306. C. U. S. Art. 2. Sec. 2. Art. 3. Sec. 1.

307. C. U. S. Att. 3. Sec. 2.

308. Centinel, p. 15.

309. See 3 Blacks. Com. p. 41, 55.

310. Amendments to C. U. S. Art. 6, 7, 8, 9, 10.

311. The several conventions of Massachussetts, New Hampshire, Rhode-Island, New York, Virginia, and North Carolina, proposed amendments in this respect.

312. Massachussetts, Virginia, and Georgia, were sued by individuals in the federal courts.

313. By the constitution of the United States, "no money can be drawn from the treasury, but in consequence of appropriations made by law. How shall an individual having a judgment against the United States, in his favour, recover his money, if the legislature chuse to keep him out of it?
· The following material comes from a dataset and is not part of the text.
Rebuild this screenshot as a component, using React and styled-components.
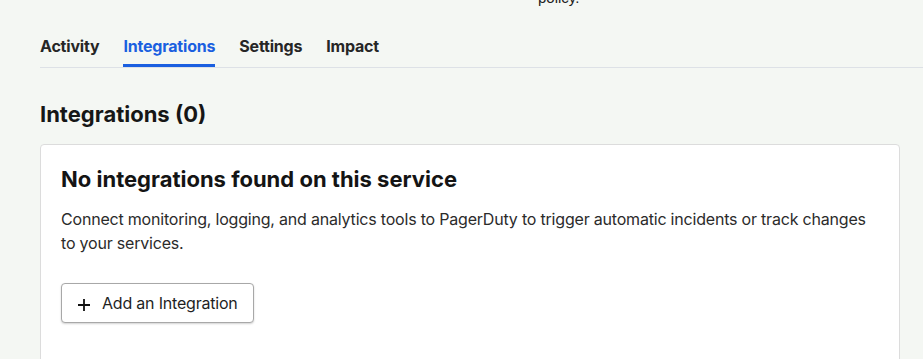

The case seems to be equally as bad in the state governments.

314. 3 Cess 43. Edw. 3. — 3 Inst. 117. The barons of the exchequer were the only judges in England, who, at the time Sir Edward Coke wrote, held their office during good behaviour, or for life. The student will likewise find the import of these words solemnly argued and decided, by that great man Lord Chief Justice Holt, and his associates; 1 Shower's Reports, 426, 506, to 536, 557. Their judgment was affirmed in parliament. Shower's Cases in Parliament, 158.

315. 1 Blacks. Com. 229. 1 Inst. 110. 3 Inst. 125.

316. Much is it to be regretted that a similar conduct towards the judges of the courts of the United States, has not prevailed in the federal government. Already have we seen two chief justices of the United States, whose duties cannot, certainly, be performed in foreign parts, appointed envoys to distant nations, and still holding their offices in the supreme court of the federal government; offices altogether incompatible, yet held at the same time in manifest violation of every constitutional principle. For surely nothing is more incompatible with the nature of the federal government, than to suppose an office of such high trust and responsibility to have been intended as a sine cure; much less that it could have been intended as the means of extending executive influence, or of shielding the president against the effect of an impeachment. For what could more effectually strengthen the hands of an usurping president, than the power of sending into an honourable exile, the very officer whom the constitution expressly requires to preside at his trial, in case of his impeachment? To preserve the lustre of judicial purity, perfectly unsullied, it seems necessary, by an express amendment of the constitution, to disqualify the federal judges from appointment to any other than a judicial office; since such appointments have a natural tendency to excite hopes, and secure compliance, from the prospect or expectation of additional emolument, accumulated honours, or greater pre-eminence of station.

317. On the trial of Mr. Thomas Cooper, in the federal circuit court in Pennsylvania, for a libel against the president of the United States, under the sedition law, it is said, that Mr. Cooper applied to the court for a subpoena to summon the president as a witness in his behalf, and that the court refused to grant one. Upon what principle the application was refused, (notwithstanding this article) I have never been able to obtain satisfactory information. The case was certainly delicate, and might have been perplexing.

318. See C. U. S. Art. 3. Art. 1. §. 9. Amendments to C. U. S. Art. 6, 7, 8, 9, 10.

319. Federalist, vol. 2 No. 78.

320. See the act of 7 Cong. repealing the act of the preceeding congress for the more convenient organization of the courts of the United States, and the debates thereon.

321. L. U. S. 1 Cong. 1 Sess. c. 20. Sect. 13. In the case of Mr. Ravara the Genoese consul, who pleaded to the jurisdiction of the circuit court, the court overruled his plea. Wilson and Peters judges, contra Iredel judge, who was for sustaining it. 2. Dallas's Reports, 297.